Microsoft cooperates with China's Yunnan in IT industry
KUNMING -- Microsoft has teamed up with Southwest China's Yunnan province to boost software innovation and foster local IT talent.
The two sides announced the launching of an information technology academy, an innovation center and the research and development of minor language software on Wednesday in Kunming, capital of Yunnan province.
Orlando Ayala, Microsoft senior vice president, told a press conference here that the corporation will help build a platform to cultivate the spirit of innovation to improve the competence and capabilities of Chinese and South Asian talent.
The IT school will be built by Microsoft and Yunnan University, offering a four-year college education with a full-time diploma, aimed at training more IT graduates in southwest China and South Asia, Ayala said.
The minor language software will cover 18 languages including Thai, Hindi and Malay to boost exchange among Chinese and Southeast Asian students who are studying in Yunnan.
Microsoft expects its minor language software to stimulate high-tech education, turning Yunnan into a new flourishing power in the Chinese software industry.
Microsoft's IT advantages will enhance the sense of innovation in Yunnan, so as to realize industrial transformation, Ayala said.
Ayala, also the software giant's chairman of emerging markets, mentioned the potential of Yunnan's role in terms of collaboration between China and South Asia, with its positional advantages and abundant resources.
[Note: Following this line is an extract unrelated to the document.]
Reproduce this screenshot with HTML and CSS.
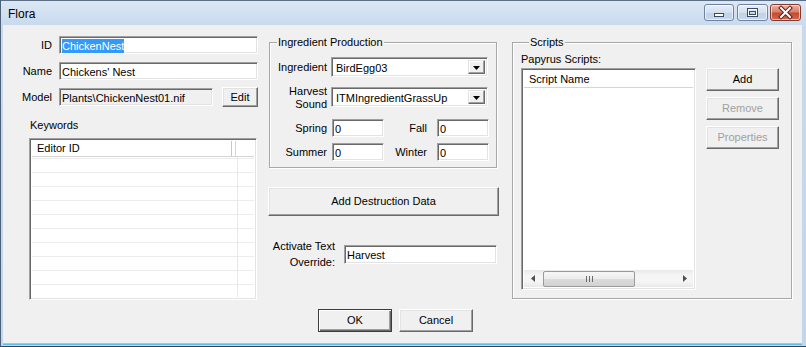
FILE: index.html
```html
<!DOCTYPE html>
<html>
<head>
<meta charset="utf-8">
<link rel="stylesheet" href="styles.css">
</head>
<body>
<div class="window">
  <div class="titlebar">
    <span class="title">Flora</span>
    <div class="caps">
      <div class="cap min"><svg width="28" height="15" viewBox="0 0 28 15"><rect x="9.5" y="8.5" width="9" height="3" fill="#fff" stroke="#3a4a60"/></svg></div>
      <div class="cap max"><svg width="29" height="15" viewBox="0 0 29 15"><rect x="9.5" y="3.5" width="10" height="8" fill="none" stroke="#3a4a60"/><rect x="10.5" y="4.5" width="8" height="6" fill="none" stroke="#fff"/><rect x="11.5" y="6.5" width="6" height="3" fill="none" stroke="#3a4a60"/></svg></div>
      <div class="cap close"><svg width="29" height="15" viewBox="0 0 29 15"><path d="M10 3 L19 12 M19 3 L10 12" stroke="#5a2018" stroke-width="4" stroke-linecap="square"/><path d="M10 3 L19 12 M19 3 L10 12" stroke="#fff" stroke-width="2" stroke-linecap="square"/></svg></div>
    </div>
  </div>
  <div class="client">
    <div class="main">
      <div class="col1">
        <div class="frow"><span class="lbl">ID</span><div class="edit wide"><span class="sel">ChickenNest</span></div></div>
        <div class="frow"><span class="lbl">Name</span><div class="edit wide">Chickens' Nest</div></div>
        <div class="frow"><span class="lbl">Model</span><div class="edit ro">Plants\ChickenNest01.nif</div><div class="btn editbtn">Edit</div></div>
        <div class="kwlabel">Keywords</div>
        <div class="listview kw">
          <div class="lvhead"><div class="hcell">Editor ID</div><div class="hrest"></div></div>
          <div class="kwbody"></div>
        </div>
      </div>

      <div class="col2">
        <fieldset class="group ing">
          <legend>Ingredient Production</legend>
          <div class="grow r1">
            <span class="glbl">Ingredient</span>
            <div class="combo"><span class="ctext">BirdEgg03</span><span class="drop"><svg width="7" height="4" viewBox="0 0 7 4"><path d="M0 0 H7 L3.5 4 Z" fill="#000"/></svg></span></div>
          </div>
          <div class="grow r2">
            <span class="glbl two">Harvest<br>Sound</span>
            <div class="combo"><span class="ctext">ITMIngredientGrassUp</span><span class="drop"><svg width="7" height="4" viewBox="0 0 7 4"><path d="M0 0 H7 L3.5 4 Z" fill="#000"/></svg></span></div>
          </div>
          <div class="grow r3">
            <span class="glbl">Spring</span><div class="edit small">0</div>
            <span class="glbl2">Fall</span><div class="edit small">0</div>
          </div>
          <div class="grow r4">
            <span class="glbl">Summer</span><div class="edit small">0</div>
            <span class="glbl2">Winter</span><div class="edit small">0</div>
          </div>
        </fieldset>
        <div class="btn destr">Add Destruction Data</div>
        <div class="activate">
          <span class="alabel">Activate Text<br>Override:</span>
          <div class="edit aedit">Harvest</div>
        </div>
      </div>

      <div class="col3">
        <fieldset class="group scripts">
          <legend>Scripts</legend>
          <div class="sgrid">
            <div class="pap">Papyrus Scripts:</div>
            <div class="listview sl">
              <div class="slhead">Script Name</div>
              <div class="slbody"></div>
              <div class="hscroll">
                <span class="arrow"><svg width="4" height="7" viewBox="0 0 4 7"><path d="M4 0 V7 L0 3.5 Z" fill="#505050"/></svg></span>
                <span class="thumb"><svg width="7" height="6" viewBox="0 0 7 6"><path d="M0.5 0 V6 M3.5 0 V6 M6.5 0 V6" stroke="#6a6a6a"/></svg></span>
                <span class="track"></span>
                <span class="arrow"><svg width="4" height="7" viewBox="0 0 4 7"><path d="M0 0 V7 L4 3.5 Z" fill="#505050"/></svg></span>
              </div>
            </div>
            <div class="sbtns">
              <div class="btn sbtn">Add</div>
              <div class="btn sbtn disabled">Remove</div>
              <div class="btn sbtn disabled">Properties</div>
            </div>
          </div>
        </fieldset>
      </div>
    </div>
    <div class="footer">
      <div class="btn fbtn default">OK</div>
      <div class="btn fbtn">Cancel</div>
    </div>
  </div>
</div>
</body>
</html>
```

FILE: styles.css
```css
* { box-sizing: border-box; }
body {
  margin: 0;
  width: 806px;
  height: 347px;
  overflow: hidden;
  font: 11px/13px "Liberation Sans", Arial, sans-serif;
  color: #000;
  background: #fff;
}
.window {
  width: 806px;
  height: 347px;
  display: flex;
  flex-direction: column;
  background: linear-gradient(to bottom, #dce7f4 0px, #c9daee 24px, #c3d5eb 100%);
  border-left: 1px solid #4f6177;
  border-top: 1px solid #5d6f85;
  border-bottom: 1px solid #25476a;
}
.titlebar {
  height: 24px;
  display: flex;
  align-items: flex-start;
  flex: none;
}
.title {
  margin: 6px 0 0 7px;
  font-size: 12px;
  line-height: 14px;
  color: #000;
}
.caps {
  margin-left: auto;
  margin-right: 5px;
  margin-top: 3px;
  display: flex;
}
.cap {
  height: 17px;
  border: 1px solid #6f83a0;
  border-radius: 3px;
  display: flex;
  align-items: center;
  justify-content: center;
  background: linear-gradient(to bottom, #e6eef8 0%, #d3e0f0 50%, #bfd1e8 51%, #c8d9ee 100%);
  box-shadow: inset 0 0 0 1px rgba(255,255,255,0.6);
}
.cap.min { width: 30px; }
.cap.max { width: 31px; margin-left: 3px; }
.cap.close {
  width: 31px;
  margin-left: 2px;
  border-color: #84392b;
  background: linear-gradient(to bottom, #eab1a2 0%, #d9806c 45%, #c64a33 55%, #d06a4f 100%);
}
.client {
  flex: 1;
  margin: 0 4px 3px 2px;
  background: #f0f0f0;
  padding: 11px 10px 0 15px;
  display: flex;
  flex-direction: column;
  box-shadow: 0 1px 0 #a6c4e4, 0 2px 0 #62bce4;
}
.main {
  display: flex;
  align-items: flex-start;
}
.col1 { width: 240px; flex: none; }
.col2 { width: 231px; margin-left: 10px; flex: none; }
.col3 { width: 280px; margin-left: 13px; flex: none; }

/* sunken edit */
.edit, .combo, .listview {
  border: 1px solid;
  border-color: #a0a0a0 #fff #fff #a0a0a0;
  box-shadow: inset 1px 1px 0 #696969, inset -1px -1px 0 #e3e3e3;
  background: #fff;
}
.edit {
  height: 18px;
  padding: 3px 2px 0 2px;
  white-space: nowrap;
  overflow: hidden;
}
.btn {
  border: 1px solid;
  border-color: #fff #696969 #696969 #fff;
  box-shadow: inset -1px -1px 0 #a0a0a0, inset 1px 1px 0 #e3e3e3;
  background: #f0f0f0;
  display: flex;
  align-items: center;
  justify-content: center;
  white-space: nowrap;
}
.btn.disabled { color: #a0a0a0; }

.frow {
  display: flex;
  align-items: center;
  height: 18px;
  margin-bottom: 8px;
}
.lbl {
  width: 34px;
  text-align: right;
  margin-right: 7px;
  flex: none;
}
.edit.wide { width: 199px; }
.edit.ro { width: 154px; background: #f0f0f0; }
.sel { background: #3399ff; color: #fff; padding: 1px 0; }
.editbtn { width: 36px; height: 20px; margin-left: 9px; }
.kwlabel { margin: 13px 0 0 12px; }
.listview.kw {
  margin: 6px 0 0 11px;
  width: 228px;
  height: 162px;
  padding: 2px;
  display: flex;
  flex-direction: column;
}
.lvhead {
  height: 16px;
  display: flex;
  border-bottom: 1px solid #d5d5d5;
  flex: none;
}
.hcell {
  width: 200px;
  padding-left: 5px;
  line-height: 15px;
  border-right: 1px solid #c8c8c8;
  box-shadow: 3px 0 0 #fff, 4px 0 0 #d5d5d5;
}
.hrest { flex: 1; }
.kwbody {
  flex: 1;
  background:
    linear-gradient(to right, transparent 205px, #e8e8e8 205px, #e8e8e8 206px, transparent 206px),
    repeating-linear-gradient(to bottom, transparent 0, transparent 13px, #ececec 13px, #ececec 14px);
  background-position: 0 0, 0 -12px;
}

/* group boxes */
.group {
  margin: 0;
  padding: 0;
  border: 1px solid #a8a8a8;
  box-shadow: inset 1px 1px 0 #fff, 1px 1px 0 #fff;
}
.group legend {
  padding: 0 1px;
  margin-left: 7px;
  line-height: 13px;
  background: #f0f0f0;
}
.ing {
  width: 228px;
  margin-left: 1px;
  padding-bottom: 6px;
}
.grow { display: flex; align-items: center; }
.r1 { margin-top: 8px; }
.r2 { margin-top: 6px; }
.r3 { margin-top: 8px; }
.r4 { margin-top: 6px; }
.glbl {
  width: 57px;
  text-align: right;
  margin-right: 4px;
  flex: none;
  padding-top: 1px;
}
.glbl.two { line-height: 13px; padding-top: 2px; }
.r3 .glbl, .r4 .glbl { margin-right: 5px; }
.glbl2 {
  width: 43px;
  text-align: right;
  margin-right: 10px;
  flex: none;
  padding-top: 1px;
}
.edit.small { width: 52px; }
.combo {
  width: 157px;
  height: 20px;
  display: flex;
  padding: 2px;
}
.ctext { flex: 1; padding: 2px 0 0 2px; white-space: nowrap; }
.drop {
  width: 17px;
  border: 1px solid;
  border-color: #e3e3e3 #696969 #696969 #e3e3e3;
  box-shadow: inset -1px -1px 0 #a0a0a0, inset 1px 1px 0 #fff;
  background: #f0f0f0;
  display: flex;
  align-items: center;
  justify-content: center;
  padding-top: 1px;
}
.destr { width: 231px; height: 29px; margin-top: 19px; }
.activate {
  display: flex;
  align-items: center;
  margin-top: 22px;
}
.alabel {
  width: 67px;
  text-align: right;
  line-height: 16px;
  margin-right: 9px;
  flex: none;
}
.edit.aedit { width: 153px; height: 19px; }

/* scripts */
.scripts {
  width: 280px;
  height: 263px;
  padding: 0 0 8px 8px;
}
.scripts legend { margin-left: 8px; }
.sgrid {
  display: grid;
  grid-template-columns: 175px 73px;
  column-gap: 10px;
  padding-top: 4px;
}
.pap { grid-column: 1 / 3; margin-bottom: 2px; }
.listview.sl {
  height: 222px;
  padding: 2px;
  display: flex;
  flex-direction: column;
}
.slhead {
  height: 17px;
  line-height: 17px;
  padding-left: 5px;
  border-bottom: 1px solid #d5d5d5;
  flex: none;
}
.slbody { flex: 1; }
.hscroll {
  height: 17px;
  flex: none;
  display: flex;
  align-items: center;
  background: linear-gradient(to bottom, #e8e8e8, #f5f5f5 30%, #f5f5f5 70%, #e8e8e8);
}
.arrow {
  width: 17px;
  height: 17px;
  display: flex;
  align-items: center;
  justify-content: center;
  flex: none;
}
.thumb {
  width: 92px;
  height: 16px;
  margin-left: 2px;
  border: 1px solid #9a9a9a;
  border-radius: 2px;
  background: linear-gradient(to bottom, #f6f6f6 0%, #ececec 50%, #dcdcdc 51%, #d2d2d2 100%);
  display: flex;
  align-items: center;
  justify-content: center;
  flex: none;
}
.track { flex: 1; }
.sbtns { display: flex; flex-direction: column; }
.sbtn { height: 23px; margin-bottom: 6px; }

.footer {
  display: flex;
  margin-top: 9px;
  padding-left: 300px;
}
.fbtn { width: 74px; height: 23px; }
.fbtn + .fbtn { margin-left: 7px; }
.fbtn.default {
  border: 1px solid #3c3c3c;
  box-shadow: inset 1px 1px 0 #fff, inset -1px -1px 0 #696969, inset -2px -2px 0 #a0a0a0;
}
```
The two sides reached a plan last year to establish cooperation in sectors such as IT construction, software industry, talent training and technological communication.
From 2006 to 2010, China's 11th five-year plan period, Yunnan's trade volume with South Asian countries totaled $3.13 billion, with an average yearly growth of 34 percent, which stood at $1 billion in 2011, according to data from Yunnan's commerce authority.